Besides her bonsai trees, Silva is basically alone in the world until she learns of a link to her long-lost grandmother. Desperate for family after the death of the grandfatherly figure who raised her, the 20-year-old arborist leaves home on a fictional Puget Sound island to trace a lead that’s more than a year old.
Set between 1999 and 2001, Lampman’s lyrical debut novel blends suspense with the splendor of the natural world in a story of two women’s searches for meaning and amends after suffering the same sort of anguish and mourning. This contemporary narrative of loss and longing for belonging unfolds in a remote and unforgiving landscape shadowed by end-of-the-world prophecies, the perverse beliefs and actions of a religious cult, and a sorrow that stretches across generations.
Lampman drew from her own life for inspiration. She grew up in the rustic and self-reliant wilds of Idaho, where she taught herself about trees, bees, and the art of bonsai. She learned the terrain, too, camping along the North Fork of the Clearwater River and backpacking into Hells Canyon.
Silva’s search leads her to Nick Larkins, a beekeeper who’s intrinsically tied to the dangerous Almost Paradise doomsday cult led by the charismatic, cunning, and domineering Len Dietz. On the first day of the new millennium, the cult leader aims to wed a dozen maidens. His followers, the Lenites, stockpile home-canned goods, fear outsiders, and repress and exploit women and girls. Isabelle Fullbrook, an artist a world apart from Silva who must make peace with her own past, is commissioned to paint the 12 maidens as Y2K approaches.

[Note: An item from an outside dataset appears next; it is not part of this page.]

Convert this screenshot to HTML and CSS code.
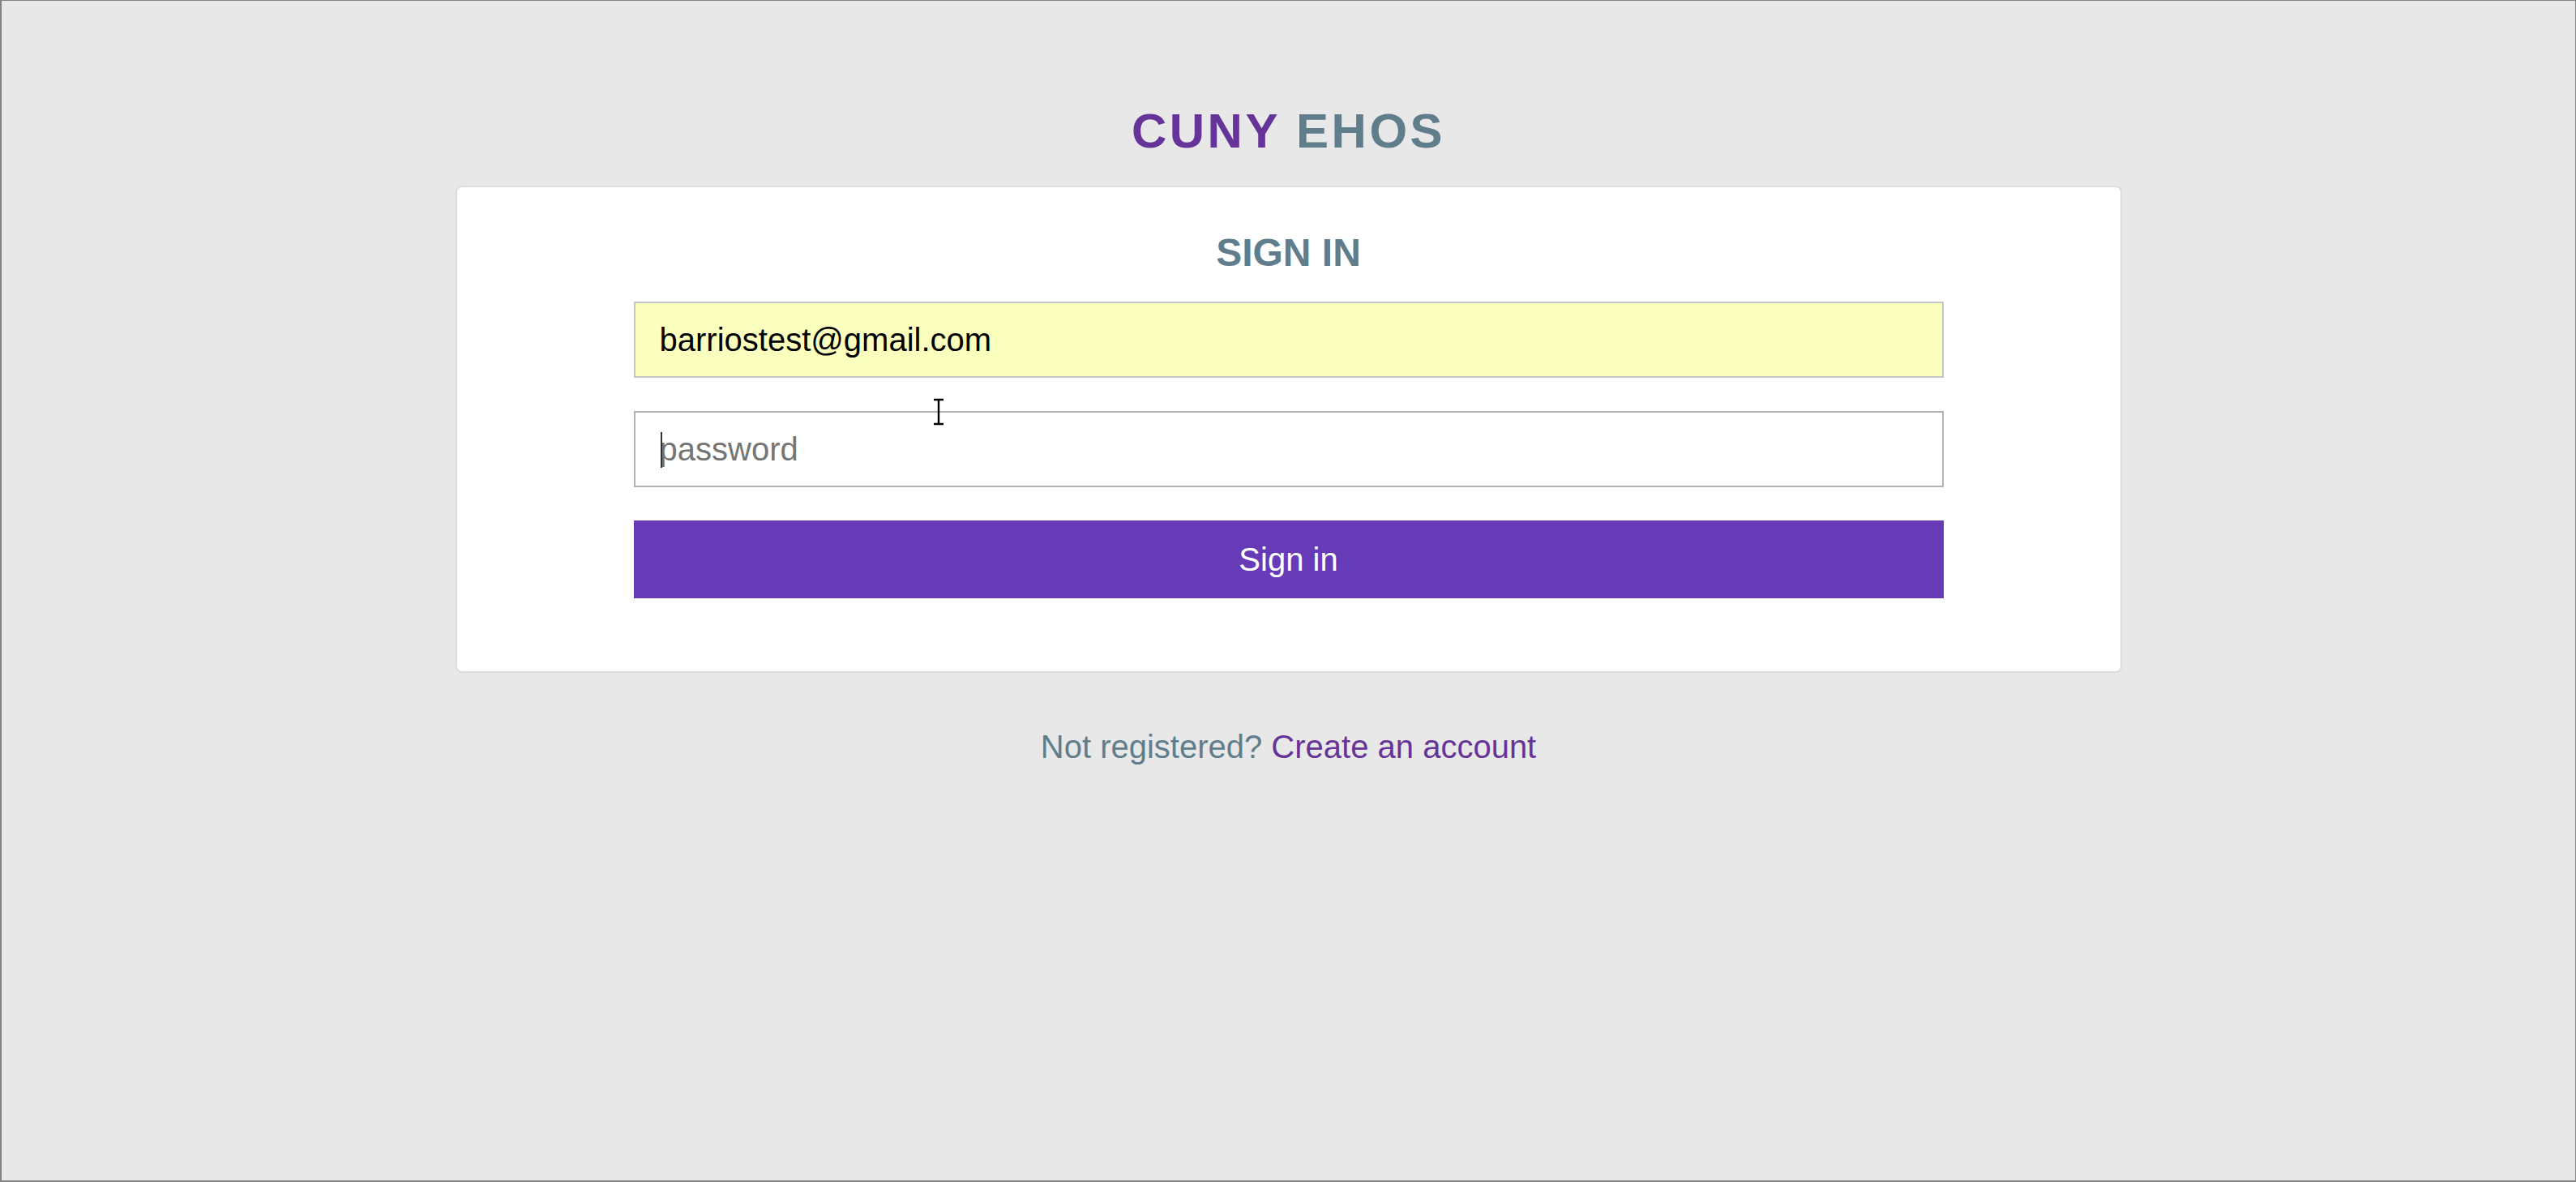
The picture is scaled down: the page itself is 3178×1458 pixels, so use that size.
FILE: index.html
```html
<!DOCTYPE html>
<html lang="en">
<head>
<meta charset="utf-8">
<title>CUNY EHOS - Sign in</title>
<link rel="stylesheet" href="styles.css">
</head>
<body>
<main class="page">
  <h1 class="brand"><span class="brand-cuny">CUNY</span> <span class="brand-ehos">EHOS</span></h1>
  <section class="card">
    <h2 class="card-title">SIGN IN</h2>
    <form class="form">
      <input class="field field-autofill" type="email" value="barriostest@gmail.com">
      <div class="field-wrap">
        <input class="field" type="password" placeholder="password">
        <span class="caret"></span>
      </div>
      <button class="submit" type="button">Sign in</button>
      <svg class="ibeam" width="16" height="34" viewBox="0 0 16 34" aria-hidden="true">
        <path d="M2 2h12M2 32h12M8 2v30" stroke="#000" stroke-width="2.4" fill="none"/>
      </svg>
    </form>
  </section>
  <p class="register">Not registered? <a class="register-link" href="#">Create an account</a></p>
</main>
</body>
</html>
```

FILE: styles.css
```css
* {
  box-sizing: border-box;
}

html, body {
  margin: 0;
  padding: 0;
}

body {
  min-height: 100vh;
  background: #e8e8e8;
  border-style: solid;
  border-color: #838383;
  border-width: 1px 1px 2px 2px;
  font-family: "Liberation Sans", Arial, sans-serif;
}

.page {
  padding-top: 126px;
}

.brand {
  margin: 0;
  font-size: 60px;
  line-height: 69px;
  font-weight: bold;
  letter-spacing: 3.5px;
  text-align: center;
}

.brand-cuny {
  color: #663399;
}

.brand-ehos {
  color: #607d8b;
}

.card {
  width: 2056px;
  margin: 33px auto 0;
  background: #ffffff;
  border: 2px solid #dddddd;
  border-radius: 8px;
  padding: 53px 0 90px;
}

.card-title {
  margin: 0 0 33px;
  font-size: 48px;
  line-height: 55px;
  font-weight: bold;
  color: #607d8b;
  text-align: center;
}

.form {
  position: relative;
  width: 1616px;
  margin: 0 auto;
  display: flex;
  flex-direction: column;
  gap: 41px;
}

.field-wrap {
  position: relative;
}

.field {
  display: block;
  width: 100%;
  height: 94px;
  margin: 0;
  padding: 0 30px;
  border: 2px solid #b3b3b3;
  border-radius: 0;
  background: #ffffff;
  font-family: "Liberation Sans", Arial, sans-serif;
  font-size: 40px;
  color: #000000;
  outline: none;
}

.field::placeholder {
  color: #757575;
  opacity: 1;
}

.field-autofill {
  background: #faffbd;
  border-color: #c4c6c8;
}

.caret {
  position: absolute;
  left: 33px;
  top: 26px;
  width: 2px;
  height: 44px;
  background: #333333;
}

.submit {
  display: block;
  width: 100%;
  height: 96px;
  margin: 0;
  border: none;
  border-radius: 0;
  background: #673ab7;
  color: #ffffff;
  font-family: "Liberation Sans", Arial, sans-serif;
  font-size: 40px;
  cursor: pointer;
}

.ibeam {
  position: absolute;
  left: 368px;
  top: 119px;
}

.register {
  margin: 68px 0 0;
  font-size: 40px;
  line-height: 46px;
  color: #607d8b;
  text-align: center;
}

.register-link {
  color: #663399;
  text-decoration: none;
}
```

The plot, full of tension and twists, echoes recent history, especially the stand-offs at Ruby Ridge and Waco. Isabelle and Silva—grandmother and granddaughter, twin representations of one another—as well as Lampman’s other characters are well-developed and compelling. Lampman’s poetic prose, full of lovely turns of phrase, captures the imagination. Her spellbinding first book, winner of the 2020 American Fiction Award for crime novels, secures her place as a regional writer to watch.